Posted: Fri 04 Oct 2013, 02:16
by raffy
There's recent news about Intel's Galileo, Arduino-compatible development board with Quark system on a chip.

Puppy jumps with joy hearing this because the SoC uses a "single-thread Pentium-based 400MHz CPU".

I don't know what limitation the "single-thread" means, but 400 Mhz was the exact speed of my Pentium Celeron PC when I started using Puppy Linux.

(On the side, if DOS runs on this device, a lot of DOS programs can be resurrected and placed on portable gadgets.)

Given this board, what are the possibilities for Puppy Linux?

Resurrecting Dos

Posted: Fri 04 Oct 2013, 15:26
by mikeslr
Hi Raffy,

As indicated in link I downloaded the Ubuntu deb for dosemu, turned it into an SFS and ran Wordperfect 51 on several Pups, except Carolina (which reported missing libs), Didn't try other Dos programs, but imagine they would run equally as well.
http://murga-linux.com/puppy/viewtopic. ... 329#692329

Just thought you might be interested.

mikesLr

Re: Possibilities for Galileo - Intel's Pentium-compatible board

Posted: Sun 06 Oct 2013, 06:06
by Ibidem
raffy wrote:There's recent news about Intel's Galileo, Arduino-compatible development board with Quark system on a chip.

Puppy jumps with joy hearing this because the SoC uses a "single-thread Pentium-based 400MHz CPU".

I don't know what limitation the "single-thread" means, but 400 Mhz was the exact speed of my Pentium Celeron PC when I started using Puppy Linux.

(On the side, if DOS runs on this device, a lot of DOS programs can be resurrected and placed on portable gadgets.)

Given this board, what are the possibilities for Puppy Linux?
Single-thread as opposed to hyperthreading (so it doesn't look like a dual-core, unlike any other recent Intel processor)
It's 586, not 686, and it runs Linux standard.
You will need to get a display and display connector; there is no VGA or other display adapter.
In theory, it should run DOS; figuring out the firmware is probably the big issue, but drivers may well be another.
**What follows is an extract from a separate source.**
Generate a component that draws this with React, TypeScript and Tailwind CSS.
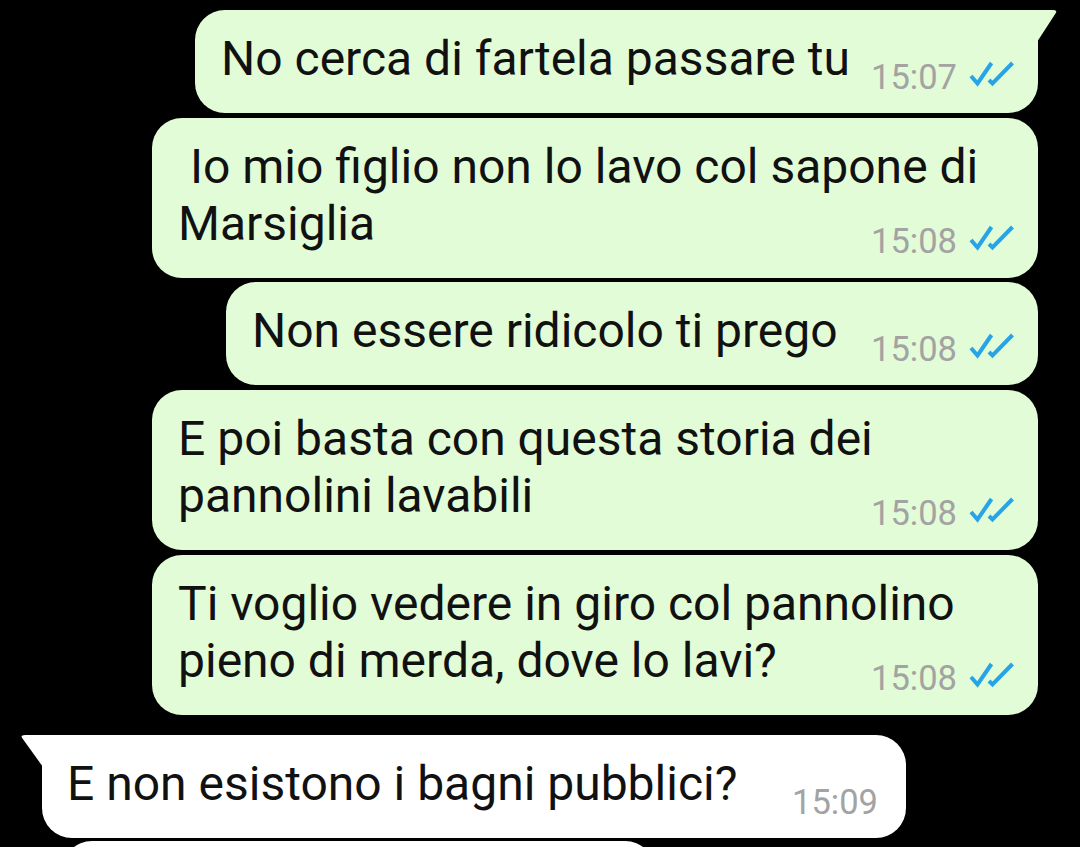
import clsx from "clsx";

type Message = {
  text: string;
  time: string;
  width: string;
  gap: string;
  multi?: boolean;
  tail?: boolean;
};

const outgoing: Message[] = [
  { text: "No cerca di fartela passare tu", time: "15:07", width: "w-[843px]", gap: "mt-[10px]", tail: true },
  {
    text: "\u00a0Io mio figlio non lo lavo col sapone di Marsiglia",
    time: "15:08",
    width: "w-[886px]",
    gap: "mt-[5px]",
    multi: true,
  },
  { text: "Non essere ridicolo ti prego", time: "15:08", width: "w-[812px]", gap: "mt-[4px]" },
  {
    text: "E poi basta con questa storia dei pannolini lavabili",
    time: "15:08",
    width: "w-[886px]",
    gap: "mt-[5px]",
    multi: true,
  },
  {
    text: "Ti voglio vedere in giro col pannolino pieno di merda, dove lo lavi?",
    time: "15:08",
    width: "w-[886px]",
    gap: "mt-[5px]",
    multi: true,
  },
];

function DoubleCheck() {
  return (
    <svg viewBox="0 0 48 28" className="mt-[1px] h-[28px] w-[48px] shrink-0" fill="none">
      <path d="M3 17 L9.5 24.5 L23.5 4" stroke="#27a4e8" strokeWidth="4" />
      <path d="M21 21 L24.5 24.5 L44.5 4" stroke="#27a4e8" strokeWidth="4" />
    </svg>
  );
}

function Meta({ time, read, className }: { time: string; read?: boolean; className?: string }) {
  return (
    <div className={clsx("flex shrink-0 items-start gap-[11px]", className)}>
      <span className="text-[34.5px] leading-[38px] text-[#a3a3a3]">{time}</span>
      {read && <DoubleCheck />}
    </div>
  );
}

function OutBubble({ msg }: { msg: Message }) {
  return (
    <div
      className={clsx(
        "relative rounded-[30px] bg-[#e1fcd6] pl-[26px] pr-[22px] pt-[20px]",
        msg.multi ? "pb-[18px]" : "pb-[17px]",
        msg.width,
        msg.gap,
        msg.tail && "rounded-tr-none"
      )}
    >
      {msg.tail && (
        <svg viewBox="0 0 21 32" className="absolute -right-[20px] top-0 h-[32px] w-[21px]">
          <path d="M0 0 H16 Q21 0 18.5 3.5 L0 32 Z" fill="#e1fcd6" />
        </svg>
      )}
      {msg.multi ? (
        <>
          <p className="text-[48px] leading-[57px] text-[#111]">{msg.text}</p>
          <Meta time={msg.time} read className="-mt-[30px] justify-end" />
        </>
      ) : (
        <div className="flex items-start justify-between">
          <p className="text-[48px] leading-[57px] text-[#111]">{msg.text}</p>
          <Meta time={msg.time} read className="mt-[28px]" />
        </div>
      )}
    </div>
  );
}

export default function App() {
  return (
    <div className="h-[847px] w-[1080px] overflow-hidden bg-black font-[Roboto,sans-serif]">
      <div className="flex flex-col items-end pr-[42px]">
        {outgoing.map((msg, i) => (
          <OutBubble key={i} msg={msg} />
        ))}
      </div>

      <div className="relative ml-[42px] mt-[20px] w-[864px] rounded-[30px] rounded-tl-none bg-white pb-[17px] pl-[25px] pr-[28px] pt-[20px]">
        <svg viewBox="0 0 23 32" className="absolute -left-[22px] top-0 h-[32px] w-[23px]">
          <path d="M23 0 H5 Q0 0 2.5 3.5 L23 32 Z" fill="#ffffff" />
        </svg>
        <div className="flex items-start justify-between">
          <p className="text-[48px] leading-[57px] text-[#111]">E non esistono i bagni pubblici?</p>
          <Meta time="15:09" className="mt-[28px]" />
        </div>
      </div>

      <div className="ml-[62px] mt-[3px] h-[40px] w-[593px] rounded-t-[30px] bg-white" />
    </div>
  );
}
Posted: Sun 06 Oct 2013, 10:46
by nooby
Galileo is a microcontroller board based on the IntelĀ® Quark SoC X1000 Application Processor, a 32-bit Intel Pentium-class system on a chip
If that one does not have the latest advanced power management
then it should be possible to get linux going much more easy
than on the newest chips that need the linux kernel to catch up
on smart power management and that may take time to get going.